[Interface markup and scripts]
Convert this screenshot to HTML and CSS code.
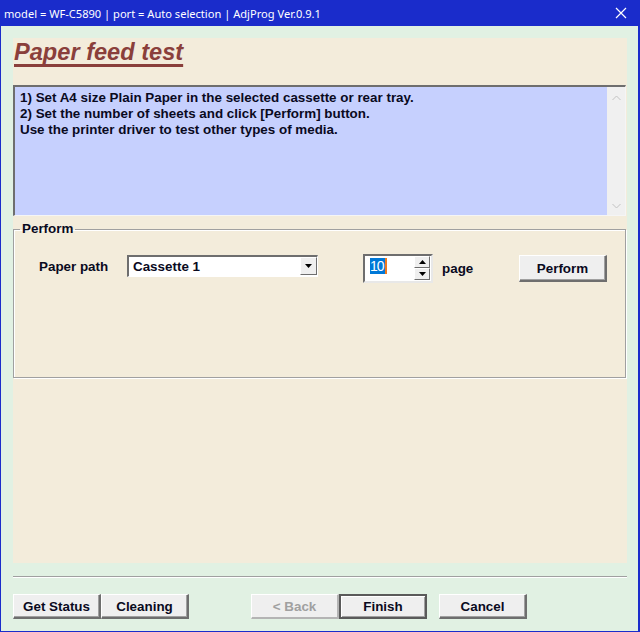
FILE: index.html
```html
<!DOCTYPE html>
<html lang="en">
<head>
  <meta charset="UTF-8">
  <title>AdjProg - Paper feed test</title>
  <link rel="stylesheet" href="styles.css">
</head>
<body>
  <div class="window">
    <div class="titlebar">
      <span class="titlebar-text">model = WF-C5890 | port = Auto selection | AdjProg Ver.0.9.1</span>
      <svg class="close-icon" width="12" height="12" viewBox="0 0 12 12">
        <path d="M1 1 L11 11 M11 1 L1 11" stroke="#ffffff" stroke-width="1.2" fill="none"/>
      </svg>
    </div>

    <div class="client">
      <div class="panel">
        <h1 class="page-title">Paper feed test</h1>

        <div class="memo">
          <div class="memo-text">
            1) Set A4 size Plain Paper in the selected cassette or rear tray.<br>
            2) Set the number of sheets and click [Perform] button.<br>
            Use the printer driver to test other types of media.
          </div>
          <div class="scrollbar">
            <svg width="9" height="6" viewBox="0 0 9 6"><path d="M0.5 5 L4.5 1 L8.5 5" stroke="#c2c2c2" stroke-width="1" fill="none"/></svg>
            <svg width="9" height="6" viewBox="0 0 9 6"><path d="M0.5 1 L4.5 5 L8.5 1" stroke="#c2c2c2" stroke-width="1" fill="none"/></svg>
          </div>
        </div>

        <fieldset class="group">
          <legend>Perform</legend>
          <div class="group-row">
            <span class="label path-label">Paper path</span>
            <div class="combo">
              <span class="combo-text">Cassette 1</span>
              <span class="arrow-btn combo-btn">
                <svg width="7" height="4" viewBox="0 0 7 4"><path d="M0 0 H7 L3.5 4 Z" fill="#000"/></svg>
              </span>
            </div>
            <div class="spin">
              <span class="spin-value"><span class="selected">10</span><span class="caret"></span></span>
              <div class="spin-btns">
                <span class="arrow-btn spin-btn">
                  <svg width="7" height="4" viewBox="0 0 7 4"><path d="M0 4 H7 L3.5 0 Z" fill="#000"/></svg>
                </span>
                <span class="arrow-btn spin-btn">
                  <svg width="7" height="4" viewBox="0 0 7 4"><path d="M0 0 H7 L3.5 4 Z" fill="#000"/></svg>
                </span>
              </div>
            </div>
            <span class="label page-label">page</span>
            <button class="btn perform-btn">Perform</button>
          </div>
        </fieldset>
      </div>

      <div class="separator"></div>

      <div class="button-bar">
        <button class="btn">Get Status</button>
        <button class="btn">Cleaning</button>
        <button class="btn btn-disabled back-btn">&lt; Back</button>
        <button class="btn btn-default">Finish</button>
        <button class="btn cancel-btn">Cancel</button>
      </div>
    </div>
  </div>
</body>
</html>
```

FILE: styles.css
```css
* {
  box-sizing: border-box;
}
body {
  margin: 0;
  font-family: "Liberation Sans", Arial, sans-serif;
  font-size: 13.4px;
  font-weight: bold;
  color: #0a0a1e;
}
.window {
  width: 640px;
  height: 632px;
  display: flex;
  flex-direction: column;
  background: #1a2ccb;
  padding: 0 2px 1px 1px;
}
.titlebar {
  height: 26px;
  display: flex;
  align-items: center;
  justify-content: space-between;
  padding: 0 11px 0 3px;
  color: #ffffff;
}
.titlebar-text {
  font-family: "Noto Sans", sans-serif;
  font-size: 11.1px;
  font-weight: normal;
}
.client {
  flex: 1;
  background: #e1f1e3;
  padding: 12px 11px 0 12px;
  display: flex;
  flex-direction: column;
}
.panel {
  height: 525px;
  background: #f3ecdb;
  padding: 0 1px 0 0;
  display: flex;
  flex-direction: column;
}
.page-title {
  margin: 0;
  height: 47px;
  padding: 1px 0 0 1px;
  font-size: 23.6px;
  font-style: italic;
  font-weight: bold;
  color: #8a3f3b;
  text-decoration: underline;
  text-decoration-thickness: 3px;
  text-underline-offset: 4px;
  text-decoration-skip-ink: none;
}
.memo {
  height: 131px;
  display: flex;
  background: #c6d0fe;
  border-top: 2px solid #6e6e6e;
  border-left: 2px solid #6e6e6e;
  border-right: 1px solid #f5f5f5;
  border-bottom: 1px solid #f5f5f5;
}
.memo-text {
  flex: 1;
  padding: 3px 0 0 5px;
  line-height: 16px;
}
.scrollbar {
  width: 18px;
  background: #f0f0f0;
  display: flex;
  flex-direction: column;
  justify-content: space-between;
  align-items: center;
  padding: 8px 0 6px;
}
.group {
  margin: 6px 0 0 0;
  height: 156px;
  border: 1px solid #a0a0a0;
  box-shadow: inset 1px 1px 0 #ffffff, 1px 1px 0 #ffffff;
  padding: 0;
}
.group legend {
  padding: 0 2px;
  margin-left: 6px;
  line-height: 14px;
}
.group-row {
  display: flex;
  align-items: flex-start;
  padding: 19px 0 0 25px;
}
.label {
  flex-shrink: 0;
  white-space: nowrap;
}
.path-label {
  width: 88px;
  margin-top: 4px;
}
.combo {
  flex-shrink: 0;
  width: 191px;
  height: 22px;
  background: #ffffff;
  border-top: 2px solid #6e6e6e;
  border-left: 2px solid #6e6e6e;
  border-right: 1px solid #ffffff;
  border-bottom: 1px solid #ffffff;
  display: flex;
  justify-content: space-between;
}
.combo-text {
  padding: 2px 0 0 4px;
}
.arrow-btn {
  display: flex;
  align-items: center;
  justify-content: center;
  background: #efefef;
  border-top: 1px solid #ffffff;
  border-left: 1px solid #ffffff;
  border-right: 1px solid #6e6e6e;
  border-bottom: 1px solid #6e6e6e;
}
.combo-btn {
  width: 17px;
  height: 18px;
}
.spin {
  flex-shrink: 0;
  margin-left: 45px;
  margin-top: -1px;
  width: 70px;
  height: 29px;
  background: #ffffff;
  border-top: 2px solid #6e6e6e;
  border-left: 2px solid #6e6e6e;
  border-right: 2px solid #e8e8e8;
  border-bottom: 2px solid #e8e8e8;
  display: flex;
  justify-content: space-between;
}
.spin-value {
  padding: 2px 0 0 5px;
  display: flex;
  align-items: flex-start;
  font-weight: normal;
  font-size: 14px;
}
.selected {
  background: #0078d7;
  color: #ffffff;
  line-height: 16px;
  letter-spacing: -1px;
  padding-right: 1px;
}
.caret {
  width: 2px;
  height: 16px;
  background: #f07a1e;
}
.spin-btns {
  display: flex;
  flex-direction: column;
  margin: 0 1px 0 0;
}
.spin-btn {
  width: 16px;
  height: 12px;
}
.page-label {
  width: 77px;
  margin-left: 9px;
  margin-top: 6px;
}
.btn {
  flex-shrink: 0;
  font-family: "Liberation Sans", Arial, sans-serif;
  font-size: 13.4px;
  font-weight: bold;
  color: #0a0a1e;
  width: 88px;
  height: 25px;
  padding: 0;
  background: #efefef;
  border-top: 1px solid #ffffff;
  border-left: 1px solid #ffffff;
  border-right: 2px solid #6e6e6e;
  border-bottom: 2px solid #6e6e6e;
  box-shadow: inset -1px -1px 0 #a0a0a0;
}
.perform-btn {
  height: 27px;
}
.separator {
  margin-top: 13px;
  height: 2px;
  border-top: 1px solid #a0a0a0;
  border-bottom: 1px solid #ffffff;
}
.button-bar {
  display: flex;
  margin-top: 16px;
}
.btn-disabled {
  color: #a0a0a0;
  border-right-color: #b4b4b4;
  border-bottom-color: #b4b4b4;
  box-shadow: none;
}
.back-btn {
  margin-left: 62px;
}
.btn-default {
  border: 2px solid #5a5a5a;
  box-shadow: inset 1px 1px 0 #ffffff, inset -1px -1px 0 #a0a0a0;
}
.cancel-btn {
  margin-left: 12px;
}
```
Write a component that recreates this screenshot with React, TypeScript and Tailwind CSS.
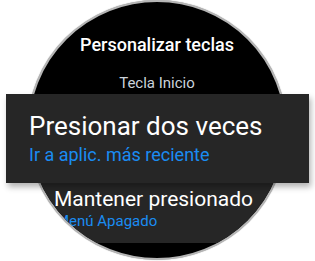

§ **Instructions for the task**: Copy the records exactly as they appear, excluding images.

§ **Written reply**:
Convert this screenshot to HTML and CSS code.
FILE: index.html
```html
<!DOCTYPE html>
<html lang="en">
<head>
  <meta charset="UTF-8">
  <title>AdjProg - Paper feed test</title>
  <link rel="stylesheet" href="styles.css">
</head>
<body>
  <div class="window">
    <div class="titlebar">
      <span class="titlebar-text">model = WF-C5890 | port = Auto selection | AdjProg Ver.0.9.1</span>
      <svg class="close-icon" width="12" height="12" viewBox="0 0 12 12">
        <path d="M1 1 L11 11 M11 1 L1 11" stroke="#ffffff" stroke-width="1.2" fill="none"/>
      </svg>
    </div>

    <div class="client">
      <div class="panel">
        <h1 class="page-title">Paper feed test</h1>

        <div class="memo">
          <div class="memo-text">
            1) Set A4 size Plain Paper in the selected cassette or rear tray.<br>
            2) Set the number of sheets and click [Perform] button.<br>
            Use the printer driver to test other types of media.
          </div>
          <div class="scrollbar">
            <svg width="9" height="6" viewBox="0 0 9 6"><path d="M0.5 5 L4.5 1 L8.5 5" stroke="#c2c2c2" stroke-width="1" fill="none"/></svg>
            <svg width="9" height="6" viewBox="0 0 9 6"><path d="M0.5 1 L4.5 5 L8.5 1" stroke="#c2c2c2" stroke-width="1" fill="none"/></svg>
          </div>
        </div>

        <fieldset class="group">
          <legend>Perform</legend>
          <div class="group-row">
            <span class="label path-label">Paper path</span>
            <div class="combo">
              <span class="combo-text">Cassette 1</span>
              <span class="arrow-btn combo-btn">
                <svg width="7" height="4" viewBox="0 0 7 4"><path d="M0 0 H7 L3.5 4 Z" fill="#000"/></svg>
              </span>
            </div>
            <div class="spin">
              <span class="spin-value"><span class="selected">10</span><span class="caret"></span></span>
              <div class="spin-btns">
                <span class="arrow-btn spin-btn">
                  <svg width="7" height="4" viewBox="0 0 7 4"><path d="M0 4 H7 L3.5 0 Z" fill="#000"/></svg>
                </span>
                <span class="arrow-btn spin-btn">
                  <svg width="7" height="4" viewBox="0 0 7 4"><path d="M0 0 H7 L3.5 4 Z" fill="#000"/></svg>
                </span>
              </div>
            </div>
            <span class="label page-label">page</span>
            <button class="btn perform-btn">Perform</button>
          </div>
        </fieldset>
      </div>

      <div class="separator"></div>

      <div class="button-bar">
        <button class="btn">Get Status</button>
        <button class="btn">Cleaning</button>
        <button class="btn btn-disabled back-btn">&lt; Back</button>
        <button class="btn btn-default">Finish</button>
        <button class="btn cancel-btn">Cancel</button>
      </div>
    </div>
  </div>
</body>
</html>
```

FILE: styles.css
```css
* {
  box-sizing: border-box;
}
body {
  margin: 0;
  font-family: "Liberation Sans", Arial, sans-serif;
  font-size: 13.4px;
  font-weight: bold;
  color: #0a0a1e;
}
.window {
  width: 640px;
  height: 632px;
  display: flex;
  flex-direction: column;
  background: #1a2ccb;
  padding: 0 2px 1px 1px;
}
.titlebar {
  height: 26px;
  display: flex;
  align-items: center;
  justify-content: space-between;
  padding: 0 11px 0 3px;
  color: #ffffff;
}
.titlebar-text {
  font-family: "Noto Sans", sans-serif;
  font-size: 11.1px;
  font-weight: normal;
}
.client {
  flex: 1;
  background: #e1f1e3;
  padding: 12px 11px 0 12px;
  display: flex;
  flex-direction: column;
}
.panel {
  height: 525px;
  background: #f3ecdb;
  padding: 0 1px 0 0;
  display: flex;
  flex-direction: column;
}
.page-title {
  margin: 0;
  height: 47px;
  padding: 1px 0 0 1px;
  font-size: 23.6px;
  font-style: italic;
  font-weight: bold;
  color: #8a3f3b;
  text-decoration: underline;
  text-decoration-thickness: 3px;
  text-underline-offset: 4px;
  text-decoration-skip-ink: none;
}
.memo {
  height: 131px;
  display: flex;
  background: #c6d0fe;
  border-top: 2px solid #6e6e6e;
  border-left: 2px solid #6e6e6e;
  border-right: 1px solid #f5f5f5;
  border-bottom: 1px solid #f5f5f5;
}
.memo-text {
  flex: 1;
  padding: 3px 0 0 5px;
  line-height: 16px;
}
.scrollbar {
  width: 18px;
  background: #f0f0f0;
  display: flex;
  flex-direction: column;
  justify-content: space-between;
  align-items: center;
  padding: 8px 0 6px;
}
.group {
  margin: 6px 0 0 0;
  height: 156px;
  border: 1px solid #a0a0a0;
  box-shadow: inset 1px 1px 0 #ffffff, 1px 1px 0 #ffffff;
  padding: 0;
}
.group legend {
  padding: 0 2px;
  margin-left: 6px;
  line-height: 14px;
}
.group-row {
  display: flex;
  align-items: flex-start;
  padding: 19px 0 0 25px;
}
.label {
  flex-shrink: 0;
  white-space: nowrap;
}
.path-label {
  width: 88px;
  margin-top: 4px;
}
.combo {
  flex-shrink: 0;
  width: 191px;
  height: 22px;
  background: #ffffff;
  border-top: 2px solid #6e6e6e;
  border-left: 2px solid #6e6e6e;
  border-right: 1px solid #ffffff;
  border-bottom: 1px solid #ffffff;
  display: flex;
  justify-content: space-between;
}
.combo-text {
  padding: 2px 0 0 4px;
}
.arrow-btn {
  display: flex;
  align-items: center;
  justify-content: center;
  background: #efefef;
  border-top: 1px solid #ffffff;
  border-left: 1px solid #ffffff;
  border-right: 1px solid #6e6e6e;
  border-bottom: 1px solid #6e6e6e;
}
.combo-btn {
  width: 17px;
  height: 18px;
}
.spin {
  flex-shrink: 0;
  margin-left: 45px;
  margin-top: -1px;
  width: 70px;
  height: 29px;
  background: #ffffff;
  border-top: 2px solid #6e6e6e;
  border-left: 2px solid #6e6e6e;
  border-right: 2px solid #e8e8e8;
  border-bottom: 2px solid #e8e8e8;
  display: flex;
  justify-content: space-between;
}
.spin-value {
  padding: 2px 0 0 5px;
  display: flex;
  align-items: flex-start;
  font-weight: normal;
  font-size: 14px;
}
.selected {
  background: #0078d7;
  color: #ffffff;
  line-height: 16px;
  letter-spacing: -1px;
  padding-right: 1px;
}
.caret {
  width: 2px;
  height: 16px;
  background: #f07a1e;
}
.spin-btns {
  display: flex;
  flex-direction: column;
  margin: 0 1px 0 0;
}
.spin-btn {
  width: 16px;
  height: 12px;
}
.page-label {
  width: 77px;
  margin-left: 9px;
  margin-top: 6px;
}
.btn {
  flex-shrink: 0;
  font-family: "Liberation Sans", Arial, sans-serif;
  font-size: 13.4px;
  font-weight: bold;
  color: #0a0a1e;
  width: 88px;
  height: 25px;
  padding: 0;
  background: #efefef;
  border-top: 1px solid #ffffff;
  border-left: 1px solid #ffffff;
  border-right: 2px solid #6e6e6e;
  border-bottom: 2px solid #6e6e6e;
  box-shadow: inset -1px -1px 0 #a0a0a0;
}
.perform-btn {
  height: 27px;
}
.separator {
  margin-top: 13px;
  height: 2px;
  border-top: 1px solid #a0a0a0;
  border-bottom: 1px solid #ffffff;
}
.button-bar {
  display: flex;
  margin-top: 16px;
}
.btn-disabled {
  color: #a0a0a0;
  border-right-color: #b4b4b4;
  border-bottom-color: #b4b4b4;
  box-shadow: none;
}
.back-btn {
  margin-left: 62px;
}
.btn-default {
  border: 2px solid #5a5a5a;
  box-shadow: inset 1px 1px 0 #ffffff, inset -1px -1px 0 #a0a0a0;
}
.cancel-btn {
  margin-left: 12px;
}
```
Write a component that recreates this screenshot with React, TypeScript and Tailwind CSS.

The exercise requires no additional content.